#### PROBLEM STATEMENT:
Scan the data below for the string "index". Copy every line where it appears.

%%

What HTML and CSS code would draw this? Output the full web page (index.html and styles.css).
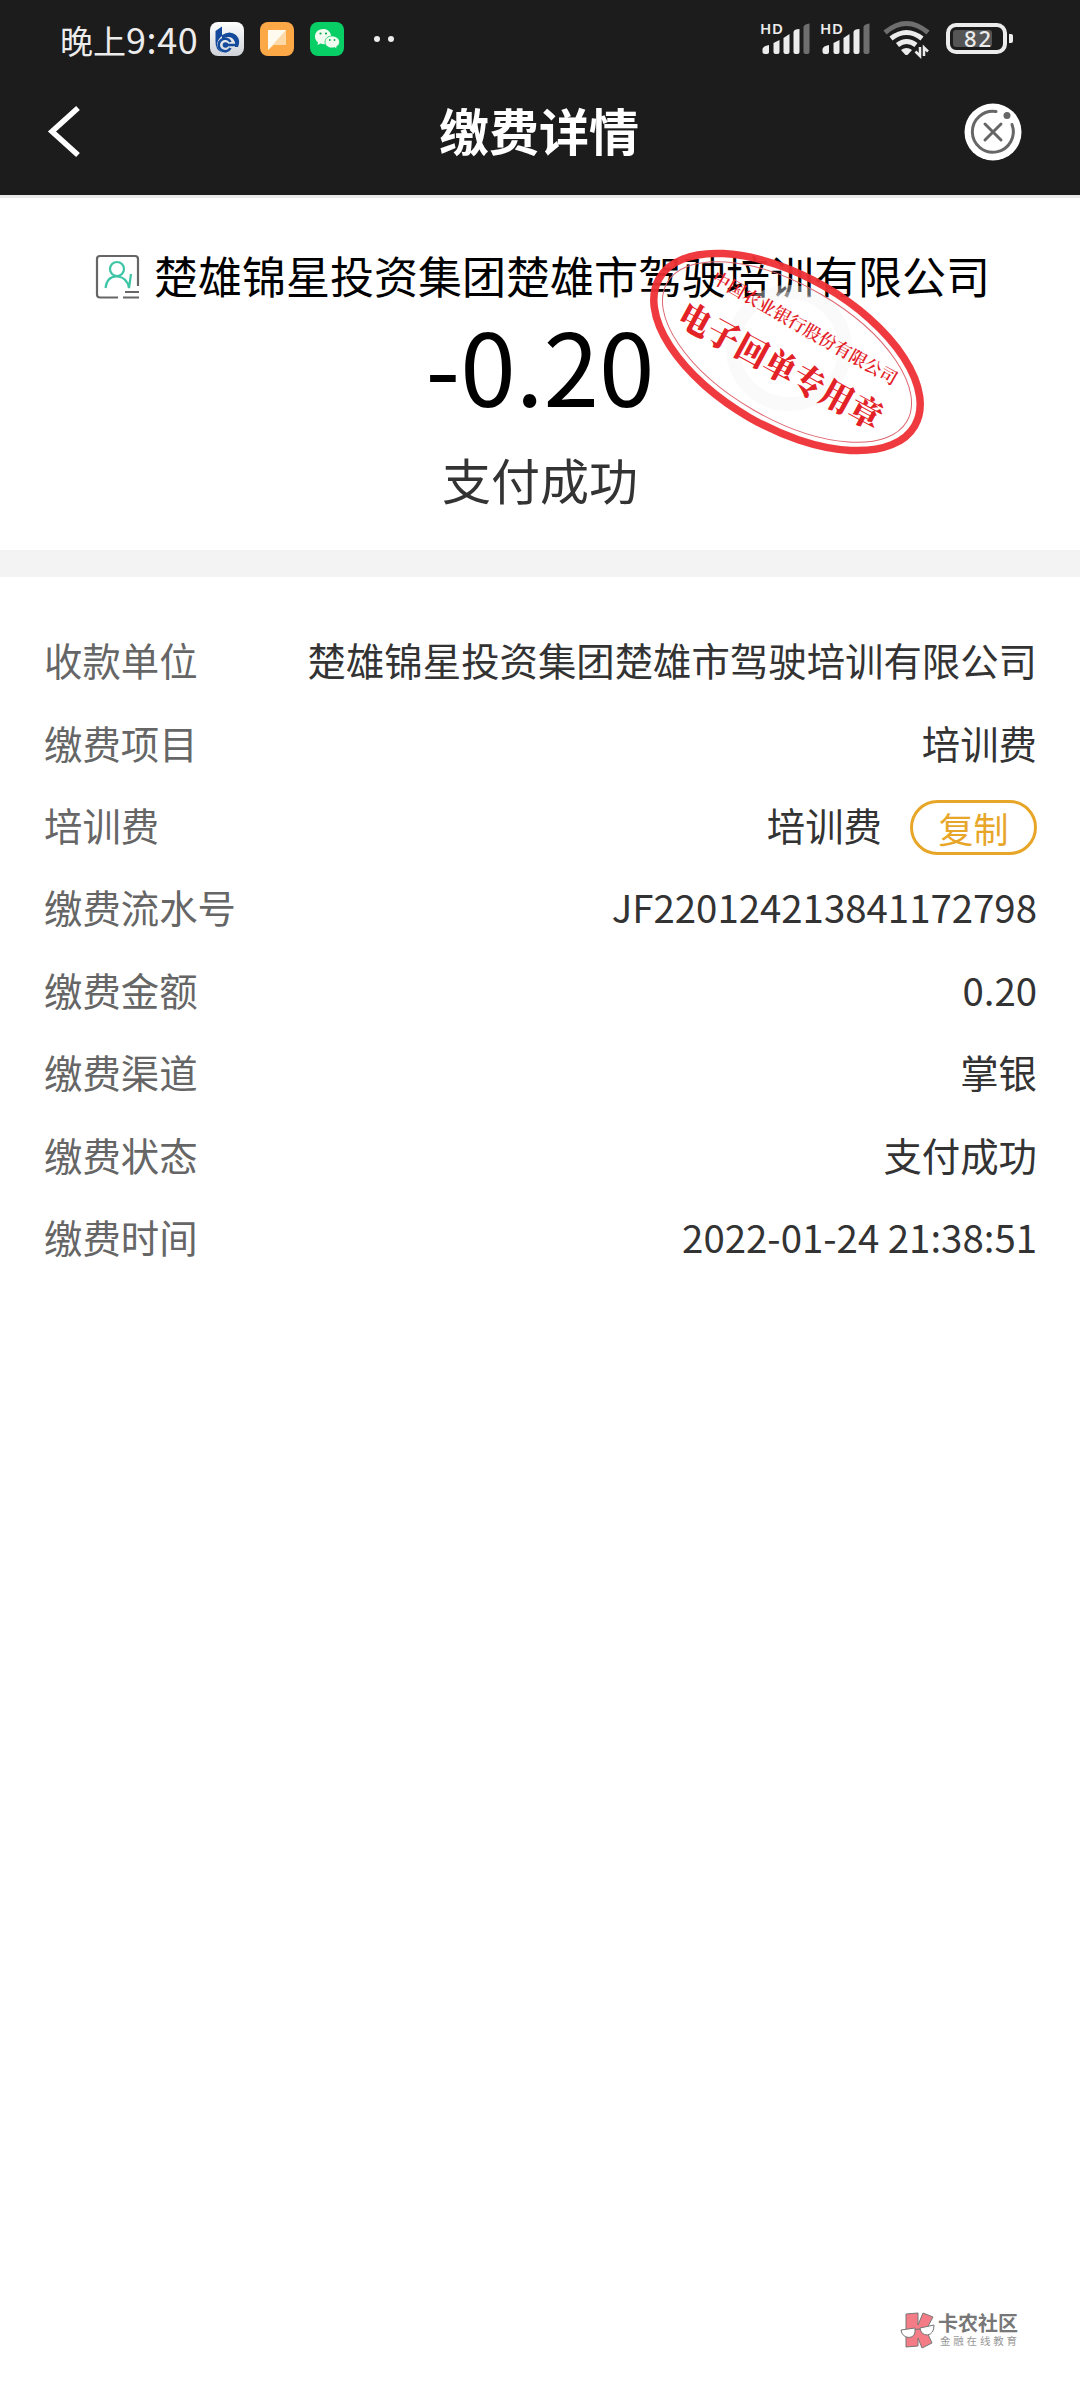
FILE: index.html
```html
<!DOCTYPE html>
<html lang="zh-CN">
<head>
    <meta charset="utf-8">
    <title>缴费详情</title>
    <link rel="stylesheet" href="styles.css">
</head>
<body>

<div class="header">
  <div class="status">
    <span class="time">晚上<span class="clock">9:40</span></span>
    <div class="apps">
      <svg width="34" height="34" viewBox="0 0 34 34">
        <defs><linearGradient id="silver" x1="0" y1="0" x2="0" y2="1"><stop offset="0" stop-color="#fff"/><stop offset="1" stop-color="#cfd2d8"/></linearGradient></defs>
        <rect width="34" height="34" rx="8" fill="url(#silver)"/>
        <path d="M5.500 9 L12 4.500 V14 Q7 18 7 23 Q8 28 13 31 Q5 28.500 5.500 19Z" fill="#134a9c"/>
        <path d="M12 13 Q20 8 26 13 Q31 18 28 25 H25 Q26 19 22 16 Q18 13.500 12 17Z" fill="#134a9c"/>
        <path d="M20.500 20 A6.300 6.300 0 1 0 20.500 26 M16 23 H28" fill="none" stroke="#134a9c" stroke-width="2.600"/>
        <circle cx="15.500" cy="23" r="2.800" fill="#134a9c"/>
      </svg>
      <svg width="34" height="34" viewBox="0 0 34 34">
        <rect width="34" height="34" rx="8" fill="#fda847"/>
        <path d="M8 8 H26 V23 H14 L8 28Z" fill="#fed9a8"/>
        <path d="M8 8 H26 L8 28Z" fill="#fffaf0"/>
      </svg>
      <svg width="34" height="34" viewBox="0 0 34 34">
        <rect width="34" height="34" rx="8" fill="#07cf66"/>
        <path d="M13.500 7 C8.500 7 5 10 5 14.500 C5 17 6 19 8 20.300 L7.500 23 L10.500 21.500 Q17 23.500 20.500 19.500 C23 14 20 7 13.500 7Z" fill="#f1fbef"/>
        <path d="M22 14 C18 14 15 16.500 15 20 C15 23.500 18 26 22 26 Q23.500 26 24.500 25.600 L27 27 L26.600 24.700 C28.500 23.500 29.500 22 29.500 20 C29.500 16.500 26 14 22 14Z" fill="#f1fbef" stroke="#07cf66" stroke-width=".8"/>
        <g fill="#07a854"><circle cx="10.500" cy="11.500" r="1.100"/><circle cx="16" cy="11.500" r="1.100"/><circle cx="19.800" cy="18" r=".9"/><circle cx="24.500" cy="18" r=".9"/></g>
      </svg>
    </div>
    <span class="dots"><i></i><i></i></span>
    <div class="signals">
      <svg width="52" height="40" viewBox="0 0 52 40">
        <text class="hd" x="0" y="15" textLength="23">HD</text>
        <path d="M2.500 33 V30 Q3 27 9 26 V33 Q9 35 7 35 H5 Q2.500 35 2.500 33Z"/>
        <path d="M13.500 24 L19.500 21 V33 Q19.500 35 17.500 35 H15.500 Q13.500 35 13.500 33Z"/>
        <path d="M23.500 19 L29.500 15 V33 Q29.500 35 27.500 35 H25.500 Q23.500 35 23.500 33Z"/>
        <path d="M33.500 13 Q34 10 39.500 10 V33 Q39.500 35 37.500 35 H35.500 Q33.500 35 33.500 33Z"/>
        <path class="off" d="M43.500 8 Q44 5 49.500 4.500 V33 Q49.500 35 47.500 35 H45.500 Q43.500 35 43.500 33Z"/>
      </svg>
      <svg width="52" height="40" viewBox="0 0 52 40">
        <text class="hd" x="0" y="15" textLength="23">HD</text>
        <path d="M2.500 33 V30 Q3 27 9 26 V33 Q9 35 7 35 H5 Q2.500 35 2.500 33Z"/>
        <path d="M13.500 24 L19.500 21 V33 Q19.500 35 17.500 35 H15.500 Q13.500 35 13.500 33Z"/>
        <path d="M23.500 19 L29.500 15 V33 Q29.500 35 27.500 35 H25.500 Q23.500 35 23.500 33Z"/>
        <path d="M33.500 13 Q34 10 39.500 10 V33 Q39.500 35 37.500 35 H35.500 Q33.500 35 33.500 33Z"/>
        <path class="off" d="M43.500 8 Q44 5 49.500 4.500 V33 Q49.500 35 47.500 35 H45.500 Q43.500 35 43.500 33Z"/>
      </svg>
      <svg class="wifi" width="48" height="40" viewBox="0 0 48 40">
        <path d="M2 13.500 Q23.500 -4.500 45 13.500" fill="none" stroke="#6e6e6e" stroke-width="5"/>
        <path d="M8 19.500 Q23.500 7.500 39 19.500 M14.500 26 Q23.500 19 33 26" fill="none" stroke="#ececec" stroke-width="5"/>
        <path d="M18 31 Q23.500 27 29 31 L25 35.500 Q23.500 36.500 22 35.500Z"/>
        <path d="M37 28 V37 L32.500 32.500 M41 37 V28.500 L45 32.500" fill="none" stroke="#ececec" stroke-width="2.500"/>
      </svg>
      <svg class="battery" width="68" height="40" viewBox="0 0 68 40">
        <rect x="2" y="6" width="57" height="27" rx="8" fill="none" stroke="#ececec" stroke-width="4"/>
        <rect x="7" y="11" width="39" height="17" rx="3" fill="#555"/>
        <path d="M63 15 H65 Q67 15 67 17 V22 Q67 24 65 24 H63Z"/>
        <text x="18" y="28" textLength="27">82</text>
      </svg>
    </div>
  </div>
  <div class="nav">
    <svg class="back" width="34" height="52" viewBox="0 0 34 52"><path d="M30 2 L4 25.500 L30 49" fill="none" stroke="#fff" stroke-width="5.500"/></svg>
    <h1>缴费详情</h1>
    <svg class="close" width="58" height="58" viewBox="0 0 58 58">
      <circle cx="29" cy="29" r="28.500" fill="#fff"/>
      <g fill="none" stroke="#666" stroke-width="3" stroke-linecap="round">
        <path d="M32 8.500 A20.500 20.500 0 1 0 48 21.500"/>
        <path d="M21 21 L37 37 M37 21 L21 37"/>
      </g>
      <circle cx="43" cy="12.500" r="3.500" fill="#666"/>
    </svg>
  </div>
</div>

<div class="summary">
  <div class="payee">
    <svg width="44" height="44" viewBox="0 0 44 44" fill="none" stroke-width="2.200">
      <path d="M22 42.500 H4 Q1 42.500 1 39.500 V4 Q1 1 4 1 H39 Q42 1 42 4 V31 M29 37 H43 M27 42.500 H43" stroke="#666"/>
      <circle cx="21" cy="14" r="7" stroke="#3cc5a5"/>
      <path d="M9.500 33 Q11 21 21 21.500 Q31 22 33 33 L35 19" stroke="#3cc5a5"/>
    </svg>
    <span>楚雄锦星投资集团楚雄市驾驶培训有限公司</span>
  </div>
  <p class="amount">-0.20</p>
  <p class="result">支付成功</p>
  <svg class="stamp" width="280" height="210" viewBox="0 0 280 210">
    <circle cx="142" cy="101" r="56" fill="#fff" fill-opacity=".3" stroke="#f2f2f2" stroke-opacity=".4" stroke-width="14"/>
    <g transform="rotate(30 140 105)" fill="none">
      <ellipse cx="140" cy="105" rx="147.500" ry="75.500" stroke="#ee3035" stroke-opacity=".95" stroke-width="7.500"/>
      <ellipse cx="140" cy="105" rx="138.500" ry="67" stroke="#dd6670" stroke-width="1"/>
    </g>
    <text class="bank" transform="translate(158 81) rotate(29.700)" y="6.500" textLength="210">中国农业银行股份有限公司</text>
    <text class="seal" transform="translate(133 120) rotate(28.500)" y="11.500" textLength="226" lengthAdjust="spacingAndGlyphs">电子回单专用章</text>
  </svg>
</div>

<div class="detail">
  <div class="row"><label>收款单位</label><span>楚雄锦星投资集团楚雄市驾驶培训有限公司</span></div>
  <div class="row"><label>缴费项目</label><span>培训费</span></div>
  <div class="row"><label>培训费</label><span>培训费</span><button>复制</button></div>
  <div class="row"><label>缴费流水号</label><span>JF220124213841172798</span></div>
  <div class="row"><label>缴费金额</label><span>0.20</span></div>
  <div class="row"><label>缴费渠道</label><span>掌银</span></div>
  <div class="row"><label>缴费状态</label><span>支付成功</span></div>
  <div class="row"><label>缴费时间</label><span>2022-01-24 21:38:51</span></div>
</div>

<div class="footer">
  <svg width="36" height="38" viewBox="0 0 36 38">
    <path d="M6 2 L18 1 V13 L23 1 L33 5 L26 18 L32 31 L22 36 L18 26 V34 L6 35Z" fill="#f47c86" stroke="#777" stroke-width="1"/>
    <path d="M1 18 L15 16 Q16 25 9 25.500 Q2 25 1 18Z M20 16 L34 13 Q34 22 27.500 23 Q21 23 20 16Z M15 17.500 L20 17" fill="#fff" stroke="#777"/>
  </svg>
  <div>
    <b>卡农社区</b>
    <small>金融在线教育</small>
  </div>
</div>

</body>
</html>
```
FILE: styles.css
```css
* {
  margin: 0;
  padding: 0;
  box-sizing: border-box;
}
body {
  display: flex;
  flex-direction: column;
  height: 2400px;
  background: #fff;
  color: #333;
  font-family: "Noto Sans CJK SC", sans-serif;
}
svg {
  display: block;
  flex: none;
  overflow: visible;
}
.header {
  height: 198px;
  background: #1c1c1c;
  border-bottom: 3px solid #e9e9e9;
}
.status {
  display: flex;
  align-items: center;
  height: 78px;
  padding: 0 66px 0 60px;
  color: #ececec;
}
.time {
  width: 150px;
  font-size: 33px;
  line-height: 76px;
  white-space: nowrap;
}
.clock {
  font-size: 36px;
  letter-spacing: .6px;
}
.apps {
  display: flex;
  gap: 16px;
}
.dots {
  display: flex;
  gap: 8px;
  margin-left: 30px;
}
.dots i {
  width: 6px;
  height: 6px;
  border-radius: 50%;
  background: #ececec;
}
.signals {
  display: flex;
  margin-left: auto;
  gap: 8px;
  fill: #ececec;
}
.signals .off {
  fill: #6e6e6e;
}
.hd {
  font: 600 15px "Noto Sans", sans-serif;
}
.wifi {
  margin-left: 3px;
}
.battery {
  margin-left: 7px;
}
.battery text {
  font: 500 22px "Noto Sans", sans-serif;
}
.nav {
  display: flex;
  align-items: center;
  justify-content: space-between;
  height: 107px;
  padding: 0 58px 0 48px;
}
.nav h1 {
  margin: -5px 0 0 32px;
  color: #fff;
  font-size: 50px;
  font-weight: 700;
}
.summary {
  position: relative;
  height: 379px;
  padding-top: 46px;
  border-bottom: 27px solid #f3f3f3;
  text-align: center;
}
.payee {
  display: flex;
  align-items: center;
  justify-content: center;
  gap: 14px;
  height: 66px;
  padding-left: 6px;
  color: #000;
  font-size: 44px;
  white-space: nowrap;
}
.payee span {
  margin-top: -4px;
}
.amount {
  height: 120px;
  margin-top: -6px;
  color: #000;
  font-size: 100px;
  line-height: 120px;
}
.result {
  height: 100px;
  margin-top: 5px;
  font-size: 49px;
  line-height: 100px;
}
.stamp {
  position: absolute;
  left: 647px;
  top: 49px;
}
.stamp text {
  fill: #e32228;
  text-anchor: middle;
  font-family: "Noto Serif CJK SC", "Noto Sans CJK SC", serif;
}
.stamp .bank {
  font-size: 17.5px;
  font-weight: 600;
}
.stamp .seal {
  font-size: 34px;
  font-weight: 900;
}
.detail {
  padding: 41px 43px 0 44px;
  font-size: 38.4px;
}
.row {
  display: flex;
  align-items: center;
  height: 82.4px;
}
.row label {
  margin-right: auto;
  color: #666;
}
.row button {
  width: 127px;
  height: 55px;
  margin: 7px 0 0 28px;
  border: 3px solid #e8a628;
  border-radius: 28px;
  background: #fff;
  color: #e8a628;
  font: 35px/49px "Noto Sans CJK SC", sans-serif;
}
.footer {
  display: flex;
  gap: 2px;
  margin: auto 0 50px 900px;
  color: #777;
}
.footer b, .footer small {
  display: block;
  white-space: nowrap;
}
.footer b {
  font-size: 20px;
  line-height: 22px;
}
.footer small {
  padding-left: 2px;
  color: #999;
  font-size: 10.5px;
  letter-spacing: 2.8px;
  line-height: 14px;
}
```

%%

#### ANSWER TO THIS TASK:
What HTML and CSS code would draw this? Output the full web page (index.html and styles.css).
FILE: index.html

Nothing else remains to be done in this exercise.